[BEGIN EXCERPTED DATA]

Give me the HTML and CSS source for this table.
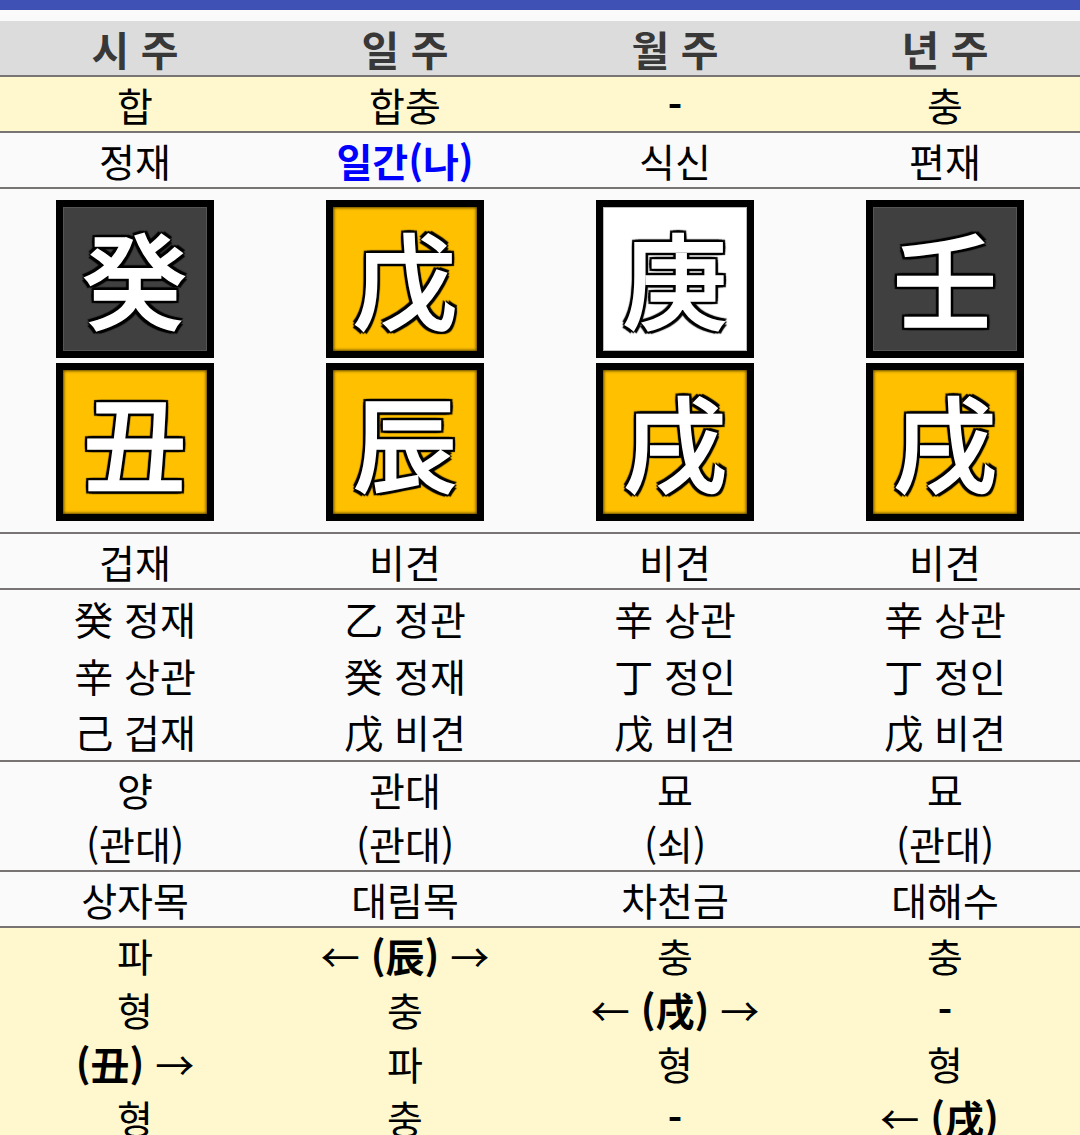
FILE: index.html
```html
<!DOCTYPE html>
<html lang="ko">
<head>
<meta charset="utf-8">
<title>사주</title>
<link rel="stylesheet" href="styles.css">
</head>
<body>
<div class="topbar"></div>
<div class="table">
  <div class="row head">
    <div class="cell">시 주</div>
    <div class="cell">일 주</div>
    <div class="cell">월 주</div>
    <div class="cell">년 주</div>
  </div>
  <div class="row yellow">
    <div class="cell">합</div>
    <div class="cell">합충</div>
    <div class="cell"><b>-</b></div>
    <div class="cell">충</div>
  </div>
  <div class="row">
    <div class="cell">정재</div>
    <div class="cell me">일간(나)</div>
    <div class="cell">식신</div>
    <div class="cell">편재</div>
  </div>
  <div class="row pillars">
    <div class="pillar">
      <div class="box dark"><span>癸</span></div>
      <div class="box gold"><span>丑</span></div>
    </div>
    <div class="pillar">
      <div class="box gold"><span>戊</span></div>
      <div class="box gold"><span>辰</span></div>
    </div>
    <div class="pillar">
      <div class="box white"><span>庚</span></div>
      <div class="box gold"><span>戌</span></div>
    </div>
    <div class="pillar">
      <div class="box dark"><span>壬</span></div>
      <div class="box gold"><span>戌</span></div>
    </div>
  </div>
  <div class="row">
    <div class="cell">겁재</div>
    <div class="cell">비견</div>
    <div class="cell">비견</div>
    <div class="cell">비견</div>
  </div>
  <div class="row multi hidden-stems">
    <div class="cell"><div>癸 정재</div><div>辛 상관</div><div>己 겁재</div></div>
    <div class="cell"><div>乙 정관</div><div>癸 정재</div><div>戊 비견</div></div>
    <div class="cell"><div>辛 상관</div><div>丁 정인</div><div>戊 비견</div></div>
    <div class="cell"><div>辛 상관</div><div>丁 정인</div><div>戊 비견</div></div>
  </div>
  <div class="row multi">
    <div class="cell"><div>양</div><div>(관대)</div></div>
    <div class="cell"><div>관대</div><div>(관대)</div></div>
    <div class="cell"><div>묘</div><div>(쇠)</div></div>
    <div class="cell"><div>묘</div><div>(관대)</div></div>
  </div>
  <div class="row">
    <div class="cell">상자목</div>
    <div class="cell">대림목</div>
    <div class="cell">차천금</div>
    <div class="cell">대해수</div>
  </div>
  <div class="row multi yellow last">
    <div class="cell"><div>파</div><div>형</div><div><b>(丑)</b> →</div><div>형</div></div>
    <div class="cell"><div>← <b>(辰)</b> →</div><div>충</div><div>파</div><div>충</div></div>
    <div class="cell"><div>충</div><div>← <b>(戌)</b> →</div><div>형</div><div><b>-</b></div></div>
    <div class="cell"><div>충</div><div><b>-</b></div><div>형</div><div>← <b>(戌)</b>&nbsp;</div></div>
  </div>
</div>
</body>
</html>
```

FILE: styles.css
```css
html {
  overflow: hidden;
}
body {
  margin: 0;
  background: #fafafa;
  font-family: "Noto Sans CJK KR", "Noto Sans", sans-serif;
  color: #000;
}
.topbar {
  height: 10px;
  background: #3f51b5;
}
.table {
  margin-top: 11px;
}
.row {
  display: grid;
  grid-template-columns: repeat(4, 1fr);
  border-bottom: 2px solid #787474;
}
.cell {
  text-align: center;
  font-size: 39px;
  line-height: 54px;
  height: 54px;
  white-space: nowrap;
}
.row.multi .cell {
  height: auto;
}
.hidden-stems .cell div {
  line-height: 56.67px;
}
.row.last {
  border-bottom: none;
}
.head {
  background: #dcdcdc;
}
.head .cell {
  font-size: 41px;
  font-weight: bold;
  color: #383838;
}
.yellow {
  background: #fff8cf;
}
.me {
  color: #0000ff;
  font-weight: bold;
}
.cell b {
  font-weight: bold;
}
.pillars {
  padding: 11px 0;
}
.pillar {
  display: flex;
  flex-direction: column;
  align-items: center;
  gap: 5px;
}
.box {
  box-sizing: border-box;
  width: 158px;
  height: 158px;
  border: 7px solid #000;
  display: flex;
  align-items: center;
  justify-content: center;
  box-shadow: inset 0 0 3px 1px rgba(0, 0, 0, 0.65);
}
.box span {
  font-size: 104px;
  font-weight: 500;
  line-height: 1;
  color: #fff;
  -webkit-text-stroke: 1.5px #fff;
  text-shadow: -3px -3px 1px #000, 3px -3px 1px #000, -3px 3px 1px #000, 3px 3px 1px #000,
    0 -3px 1px #000, 0 3px 1px #000, -3px 0 1px #000, 3px 0 1px #000, 0 0 3px #000;
  margin-top: -4px;
}
.dark {
  background: #404040;
  box-shadow: inset 0 0 0 1px #555;
}
.gold {
  background: #ffc000;
}
.white {
  background: #fff;
  box-shadow: inset 0 0 0 1px #bbb;
}
```
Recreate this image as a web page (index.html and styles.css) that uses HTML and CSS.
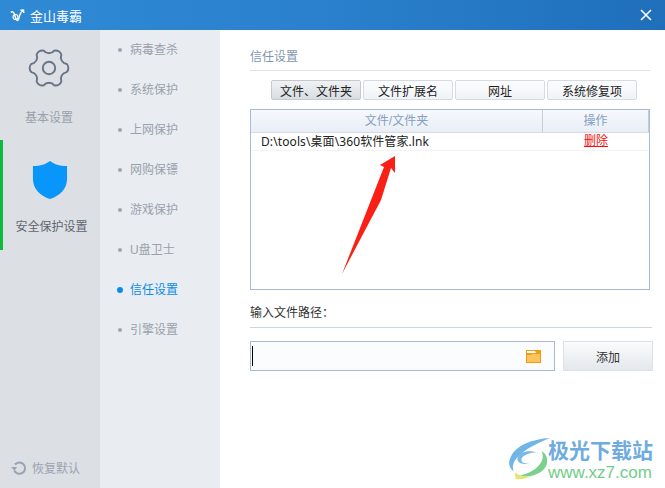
FILE: index.html
```html
<!DOCTYPE html>
<html lang="zh-CN">
<head>
    <meta charset="UTF-8">
    <meta name="viewport" content="width=device-width, initial-scale=1.0">
    <title>金山毒霸</title>
    <link rel="stylesheet" href="styles.css">
</head>
<body>
    <div class="window">
        <header class="titlebar">
            <div class="brand">
                <svg class="brand-logo" width="15" height="13" viewBox="0 0 15 13">
                    <path d="M.8 3.500C2.500 2 3.800 3 4.500 5.500S6.200 11.500 7.500 11.500 9 8.500 9.800 6 11 3 13 1.500M10.500 1.200 13.500 1 13.800 4" fill="none" stroke="#fff" stroke-width="1.400"/>
                    <circle cx="5.500" cy="8" r="2.500" fill="none" stroke="#fff" stroke-width="1.200"/>
                </svg>
                <span>金山毒霸</span>
            </div>
            <svg class="close" width="12" height="12" viewBox="0 0 12 12">
                <path d="M1 1 11 11M11 1 1 11" stroke="#fff" stroke-width="1.600"/>
            </svg>
        </header>

        <div class="main">
            <nav class="sidebar">
                <div class="side-item">
                    <svg class="side-icon" width="42" height="42" viewBox="-1 -1 44 44">
                        <path d="M39.510 16.730A6 6 0 0 1 39.510 25.270A7 7 0 0 0 33.960 34.900A6 6 0 0 1 26.550 39.170A7 7 0 0 0 15.450 39.170A6 6 0 0 1 8.040 34.900A7 7 0 0 0 2.490 25.270A6 6 0 0 1 2.490 16.730A7 7 0 0 0 8.040 7.100A6 6 0 0 1 15.450 2.830A7 7 0 0 0 26.550 2.830A6 6 0 0 1 33.960 7.100A7 7 0 0 0 39.510 16.730z" fill="none" stroke="#667388" stroke-width="2"/>
                        <circle cx="21" cy="21" r="6.500" fill="none" stroke="#667388" stroke-width="2"/>
                    </svg>
                    <span class="side-label">基本设置</span>
                </div>
                <div class="side-item active">
                    <svg class="side-icon" width="36" height="40" viewBox="0 0 38 40" preserveAspectRatio="none">
                        <path d="M19 1c4 3 10 5 18 5v13c0 10-8 17-18 20C9 36 1 29 1 19V6c8 0 14-2 18-5z" fill="#0996fb"/>
                    </svg>
                    <span class="side-label">安全保护设置</span>
                </div>
                <div class="restore">
                    <svg width="16" height="16" viewBox="0 0 16 16">
                        <path d="M4 4.500a5.700 5.700 0 1 1-.8 6" fill="none" stroke="#98a3b3" stroke-width="2"/>
                        <path d="M0 7h6L3.500 10.500z" fill="#98a3b3"/>
                    </svg>
                    <span>恢复默认</span>
                </div>
            </nav>

            <ul class="submenu">
                <li>病毒查杀</li>
                <li>系统保护</li>
                <li>上网保护</li>
                <li>网购保镖</li>
                <li>游戏保护</li>
                <li>U盘卫士</li>
                <li class="current">信任设置</li>
                <li>引擎设置</li>
            </ul>

            <section class="content">
                <h2 class="section-title">信任设置</h2>

                <div class="tabs">
                    <button class="tab selected">文件、文件夹</button>
                    <button class="tab">文件扩展名</button>
                    <button class="tab">网址</button>
                    <button class="tab">系统修复项</button>
                </div>

                <div class="table">
                    <div class="table-head">
                        <div class="col-path">文件/文件夹</div>
                        <div class="col-action">操作</div>
                    </div>
                    <div class="table-row">
                        <div class="cell-path">D:\tools\桌面\360软件管家.lnk</div>
                        <div class="cell-action">删除</div>
                    </div>
                </div>

                <div class="path-label">输入文件路径：</div>

                <div class="path-row">
                    <div class="path-input">
                        <span class="caret"></span>
                        <svg width="15" height="13" viewBox="0 0 15 13">
                            <path d="M0 0h15v13H0z" fill="#f59a16"/>
                            <path d="M1 1h8l1 2H1z" fill="#fff"/>
                            <path d="M1 5h4l1-1h8v8H1z" fill="#fdc45a"/>
                        </svg>
                    </div>
                    <button class="add-btn">添加</button>
                </div>
            </section>
        </div>

        <svg class="arrow" width="56" height="122" viewBox="0 0 56 122">
            <path d="M1 120 43 13 39 11 54 2 54 19 50 14 40 46z" fill="#fb2016"/>
        </svg>

        <div class="watermark">
            <svg width="46" height="42" viewBox="0 2 46 44">
                <path d="M45 2C28 3 8 9 3 24c-2 6 0 10 4 13C3 28 12 15 45 2z" fill="#62aee4"/>
                <path d="M31 17c-9-3-19 0-20 6-1 5 6 8 13 5-5 1-9 0-9-3 0-4 8-8 16-8z" fill="#6cb2de"/>
                <path d="M36 16c5 9-3 21-24 26 16 2 30-5 30-16 0-5-2-8-6-10z" fill="#6ccc80"/>
                <path d="M8 38c6 4 11 5 18 4-6 2-11 4-17 3z" fill="#dfe56a"/>
            </svg>
            <div class="wm-text">
                <div class="wm-name">极光下载站</div>
                <div class="wm-url">www.xz7.com</div>
            </div>
        </div>
    </div>
</body>
</html>
```

FILE: styles.css
```css
* {
    box-sizing: border-box;
}

body {
    margin: 0;
    font-family: "Liberation Sans", "Noto Sans CJK SC", sans-serif;
    font-size: 12px;
    background-color: white;
}

.window {
    position: relative;
    width: 665px;
    height: 488px;
    overflow: hidden;
}

.titlebar {
    height: 30px;
    display: flex;
    justify-content: space-between;
    align-items: center;
    padding: 0 13px 0 10px;
    background: linear-gradient(90deg, #2f8ad6, #2a80cc 50%, #1f6fbb);
    color: white;
}

.brand {
    display: flex;
    align-items: center;
    gap: 5px;
    font-size: 13px;
}

.main {
    display: flex;
    height: 458px;
}

/* Left column */
.sidebar {
    width: 100px;
    flex-shrink: 0;
    display: flex;
    flex-direction: column;
    background-color: #dcdfe3;
}

.side-item {
    height: 110px;
    display: flex;
    flex-direction: column;
    align-items: center;
    padding-top: 17px;
    padding-right: 2px;
    color: #9aa1ac;
}

.side-item.active {
    border-left: 3px solid #0dbb3c;
    color: #5f6670;
    padding-right: 0;
    padding-top: 20px;
}

.side-icon {
    display: block;
}

.side-item.active .side-icon {
    margin-right: 4px;
}

.side-label {
    margin-top: 21px;
    line-height: 16px;
}

.side-item.active .side-label {
    margin-top: 19px;
}

.restore {
    margin-top: auto;
    margin-bottom: 12px;
    margin-left: 11px;
    display: flex;
    align-items: center;
    gap: 5px;
    color: #9aa4b3;
}

/* Second column */
.submenu {
    width: 120px;
    flex-shrink: 0;
    margin: 0;
    padding: 0 0 0 30px;
    list-style: none;
    background-color: #e9edf2;
    color: #9aa1ac;
}

.submenu li {
    position: relative;
    height: 40px;
    line-height: 40px;
}

.submenu li::before {
    content: "";
    position: absolute;
    left: -12px;
    top: 18px;
    width: 4px;
    height: 4px;
    border-radius: 50%;
    background-color: #a2a6ab;
}

.submenu li.current {
    color: #0b8ce8;
}

.submenu li.current::before {
    left: -13px;
    top: 17px;
    width: 6px;
    height: 6px;
    background-color: #0b8ce8;
}

/* Right panel */
.content {
    flex: 1;
    min-width: 0;
    padding-left: 30px;
}

.section-title {
    height: 41px;
    margin: 0;
    padding-top: 19px;
    width: 400px;
    font-size: 12px;
    font-weight: normal;
    line-height: 16px;
    color: #7f96b0;
    border-bottom: 1px solid #dfe3e8;
}

.tabs {
    display: flex;
    gap: 2px;
    margin: 9px 0 9px 21px;
}

.tab {
    width: 90px;
    height: 20px;
    padding: 0;
    font: inherit;
    color: #222;
    border: 1px solid #d6dade;
    border-radius: 2px;
    background: linear-gradient(#fbfcfd, #f0f3f6);
}

.tab.selected {
    border-color: #c4c9ce;
    background: linear-gradient(#f0f2f4, #d8dde1);
}

.table {
    width: 400px;
    height: 181px;
    border: 1px solid #a6bbd3;
}

.table-head {
    display: flex;
    height: 23px;
    line-height: 22px;
    text-align: center;
    color: #86a0be;
    background: linear-gradient(#f6f8fc, #e9eef6);
    border-bottom: 1px solid #d5dbe2;
}

.col-path {
    width: 292px;
    border-right: 1px solid #c6cfd9;
}

.col-action {
    flex: 1;
    border-right: 1px solid #c6cfd9;
}

.table-row {
    display: flex;
    height: 18px;
    line-height: 17px;
    border-bottom: 1px solid #f1f3f5;
    color: #222;
}

.cell-path {
    width: 292px;
    padding-left: 10px;
    font-family: "Noto Sans", "Noto Sans CJK SC", sans-serif;
    letter-spacing: 0.1px;
}

.cell-action {
    flex: 1;
    text-align: center;
    color: #f01010;
    text-decoration: underline;
}

.path-label {
    width: 402px;
    height: 38px;
    padding-top: 15px;
    line-height: 16px;
    color: #333;
    border-bottom: 1px solid #c9d6e2;
}

.path-row {
    display: flex;
    gap: 8px;
    margin-top: 13px;
}

.path-input {
    width: 305px;
    height: 30px;
    display: flex;
    justify-content: space-between;
    align-items: center;
    padding: 0 13px 0 1px;
    border: 1px solid #a6bbd3;
    background-color: #fbfcfe;
}

.caret {
    width: 1px;
    height: 20px;
    background-color: #000;
}

.add-btn {
    width: 90px;
    height: 30px;
    padding: 0;
    font: inherit;
    color: #333;
    border: 1px solid #dde1e5;
    background: linear-gradient(#fafbfc, #e4e8ec);
}

/* Things lying over the panel */
.arrow {
    position: absolute;
    left: 341px;
    top: 154px;
}

.watermark {
    position: absolute;
    left: 506px;
    top: 438px;
    display: flex;
    opacity: 0.9;
}

.wm-text {
    margin-left: -4px;
}

.wm-name {
    font-size: 21px;
    line-height: 25px;
    font-weight: bold;
    color: #5fa3dc;
    white-space: nowrap;
}

.wm-url {
    font-size: 17px;
    line-height: 20px;
    color: #63c87c;
    white-space: nowrap;
}
```
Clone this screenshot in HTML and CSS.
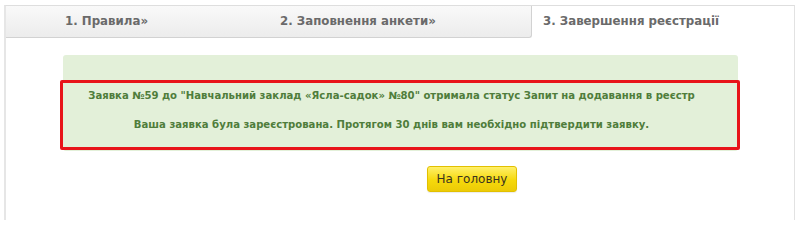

[END EXCERPTED DATA]

Write out every line from the entries where "this" appears.

Give me the HTML and CSS source for this table.
Recreate this image as a web page (index.html and styles.css) that uses HTML and CSS.
Clone this screenshot in HTML and CSS.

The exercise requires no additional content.